According to the Nauka w Polsce website, the questions what factors influence the size of the brain and why not all organisms  increase it in the course of the evolution, even though it provides numerous advantages, are among the oldest problems evolutionary biology aims to solve. It is widely known that the brain grows as a result of interactions with others. The authors of PNAS article decided to learn what factors stimulate the brain before it fully develops, making it possible for social factors to play their role. For that purpose, the researchers conducted a meta-analysis of data on nearly 4 thousand bird species. They found out that another factor is involved before the social factor is at play. The energy contributed by parents to the development of their offspring from the moment of birth, known as parental investment or parental provisioning, turns out not only to precede, but also play a far greater role than the social factors.

‘We were surprised, as this contradicts the previous models, which put social factors in the first place. The results of our analysis considerably reduce the value of social aspects in explaining the evolution of brain size, which turn out to only play a secondary role. Possibly, these findings are also applicable to the evolution of brain size in mammals. In some groups of mammals we have observed that the brains are larger when females feed their young longer and provide them with higher calorie milk. The problem is that this trend is linked to sociality on multiple levels and it is very difficult to separate these factors in order to determine their actual impact’, explains Szymon Drobniak.

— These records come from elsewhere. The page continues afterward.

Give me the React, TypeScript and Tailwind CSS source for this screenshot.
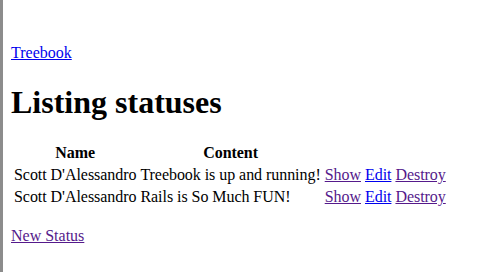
export default function App() {
  const statuses = [
    { name: "Scott D'Alessandro", content: "Treebook is up and running!" },
    { name: "Scott D'Alessandro", content: "Rails is So Much FUN!" },
  ]

  return (
    <div className="min-h-screen border-l-[3px] border-[#8c8c8c] bg-white px-2 pt-[44px] font-['Liberation_Serif',serif] text-[16px] leading-[18px] text-black">
      <p>
        <a href="#" className="text-[#0000ee] underline">
          Treebook
        </a>
      </p>

      <h1 className="mt-[22px] mb-[20px] text-[32px] leading-[37px] font-bold">Listing statuses</h1>

      <table className="border-separate border-spacing-[2px] tracking-[-0.05px]">
        <thead>
          <tr>
            <th className="p-px font-bold">Name</th>
            <th className="p-px font-bold">Content</th>
            <th className="p-px"></th>
            <th className="p-px"></th>
            <th className="p-px"></th>
          </tr>
        </thead>
        <tbody>
          {statuses.map((s, i) => (
            <tr key={i}>
              <td className="p-px">{s.name}</td>
              <td className="p-px">{s.content}</td>
              <td className="p-px">
                <a href="#" className="text-[#551a8b] underline">
                  Show
                </a>
              </td>
              <td className="p-px">
                <a href="#" className="text-[#0000ee] underline">
                  Edit
                </a>
              </td>
              <td className="p-px">
                <a href="#" className="text-[#551a8b] underline">
                  Destroy
                </a>
              </td>
            </tr>
          ))}
        </tbody>
      </table>

      <p className="mt-[18px]">
        <a href="#" className="text-[#551a8b] underline">
          New Status
        </a>
      </p>
    </div>
  )
}
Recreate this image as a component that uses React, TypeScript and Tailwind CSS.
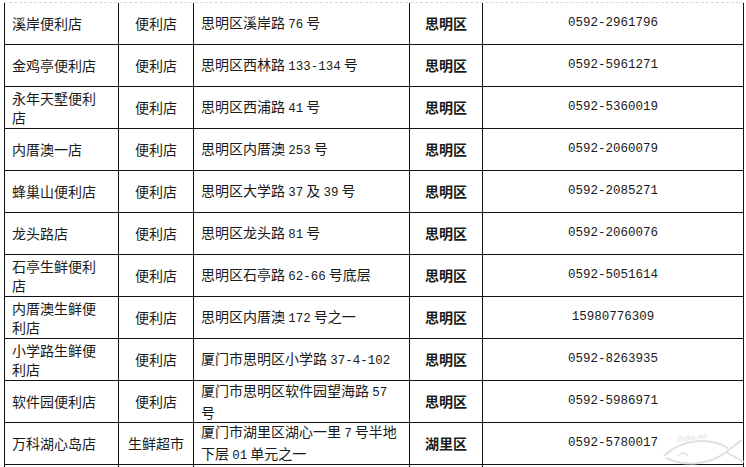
const rows: [string[], string, string[], string, string][] = [
  [['溪岸便利店'], '便利店', ['思明区溪岸路 76 号'], '思明区', '0592-2961796'],
  [['金鸡亭便利店'], '便利店', ['思明区西林路 133-134 号'], '思明区', '0592-5961271'],
  [['永年天墅便利', '店'], '便利店', ['思明区西浦路 41 号'], '思明区', '0592-5360019'],
  [['内厝澳一店'], '便利店', ['思明区内厝澳 253 号'], '思明区', '0592-2060079'],
  [['蜂巢山便利店'], '便利店', ['思明区大学路 37 及 39 号'], '思明区', '0592-2085271'],
  [['龙头路店'], '便利店', ['思明区龙头路 81 号'], '思明区', '0592-2060076'],
  [['石亭生鲜便利', '店'], '便利店', ['思明区石亭路 62-66 号底层'], '思明区', '0592-5051614'],
  [['内厝澳生鲜便', '利店'], '便利店', ['思明区内厝澳 172 号之一'], '思明区', '15980776309'],
  [['小学路生鲜便', '利店'], '便利店', ['厦门市思明区小学路 37-4-102'], '思明区', '0592-8263935'],
  [['软件园便利店'], '便利店', ['厦门市思明区软件园望海路 57', '号'], '思明区', '0592-5986971'],
  [['万科湖心岛店'], '生鲜超市', ['厦门市湖里区湖心一里 7 号半地', '下层 01 单元之一'], '湖里区', '0592-5780017'],
];

// digits in the source are narrow, so set them in a mono face
function Mixed({ text }: { text: string }) {
  const parts = text.split(/([0-9][0-9\-]*)/);
  return (
    <>
      {parts.map((p, i) =>
        /^[0-9]/.test(p) ? (
          <span key={i} className="font-['Liberation_Mono',monospace] text-[12.5px]">{p}</span>
        ) : (
          <span key={i}>{p}</span>
        )
      )}
    </>
  );
}

function Lines({ lines }: { lines: string[] }) {
  return (
    <div className="leading-[19px]">
      {lines.map((l, i) => (
        <div key={i}><Mixed text={l} /></div>
      ))}
    </div>
  );
}

const cell = 'h-[42px] border-r border-b border-[#111] flex items-center';

export default function App() {
  return (
    <div className="relative w-[746px] h-[467px] overflow-hidden bg-white font-['Noto_Sans_CJK_SC',sans-serif] text-[14px] text-[#1a1a1a]">
      <div className="h-[2px]" />
      <div className="ml-[4px] w-[740px] grid grid-cols-[115px_75px_216px_73px_261px] border-t border-dashed border-[#d8d8d8]">
        {rows.map(([name, type, addr, area, phone], i) => (
          <div key={i} className="contents">
            <div className={`${cell} border-l pl-[7px]`}>
              <Lines lines={name} />
            </div>
            <div className={`${cell} justify-center`}>{type}</div>
            <div className={`${cell} pl-[7px]`}>
              <Lines lines={addr} />
            </div>
            <div className={`${cell} justify-center font-bold`}>{area}</div>
            <div className={`${cell} justify-center font-['Liberation_Mono',monospace] text-[12.5px]`}>{phone}</div>
          </div>
        ))}
        <div className="h-[10px] border-l border-r border-[#111]" />
        <div className="h-[10px] border-r border-[#111]" />
        <div className="h-[10px] border-r border-[#111]" />
        <div className="h-[10px] border-r border-[#111]" />
        <div className="h-[10px] border-r border-[#111]" />
      </div>

      {/* faint watermark, bottom right */}
      <svg className="absolute left-[660px] top-[424px]" width="86" height="43" viewBox="0 0 86 43" fill="none">
        <path d="M4 32 C 20 16, 48 12, 68 24" stroke="#e0e0e0" strokeWidth="2" />
        <path d="M6 34 C 24 43, 50 41, 66 28 L 82 16" stroke="#e0e0e0" strokeWidth="2" />
        <path d="M66 28 L 84 38" stroke="#e0e0e0" strokeWidth="2" />
        <path d="M18 32 C 22 28, 26 28, 28 32" stroke="#e4e4e4" strokeWidth="1.5" />
        <text x="16" y="16" fontSize="8" fill="#dcdcdc" transform="rotate(-8 32 14)" fontFamily="Liberation Serif, serif">dbzhu.net</text>
      </svg>
    </div>
  );
}
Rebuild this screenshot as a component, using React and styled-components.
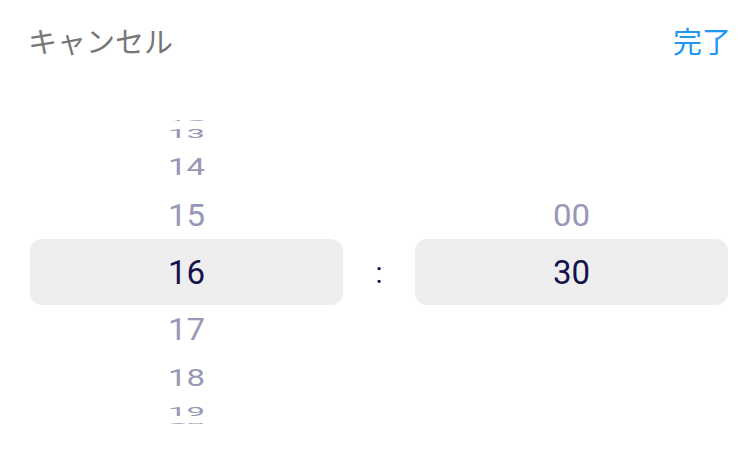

The authors of the paper found birds to be much easier to study than mammals, as their brains’ development can be tracked at a very early stage. In mammals, the brain develops during foetal life, making research into parental provision much harder. ‘Birds are much easier to study because the entire foetal development takes place outside the female’s body, after the egg is laid, so we can measure the size of egg, which is related to the amount of nutrients present in it. After a chick hatches from an egg, it can also be precisely observed how much energy parents invest in its development. The impact of parental provisioning can be clearly observed’, argues Dr hab. Drobniak

During the next stage of the study, the researchers would like to better understand the evolutionary mechanism of brain development. They already know that parental investment plays the key role, but wish to learn more about the underlying evolutionary mechanism. The size of the brain is determined by a number of factors. It is depends on the amount of available space in the skull, which is related to on skull morphology, e.g. the shape of a bird’s beak, which, in turn, is dependent on a number of factors, such as the type of food birds eat or the climate they live in. The researchers would also like to investigate the adaptation of the brain to the way of life and its proportion to the rest of the body.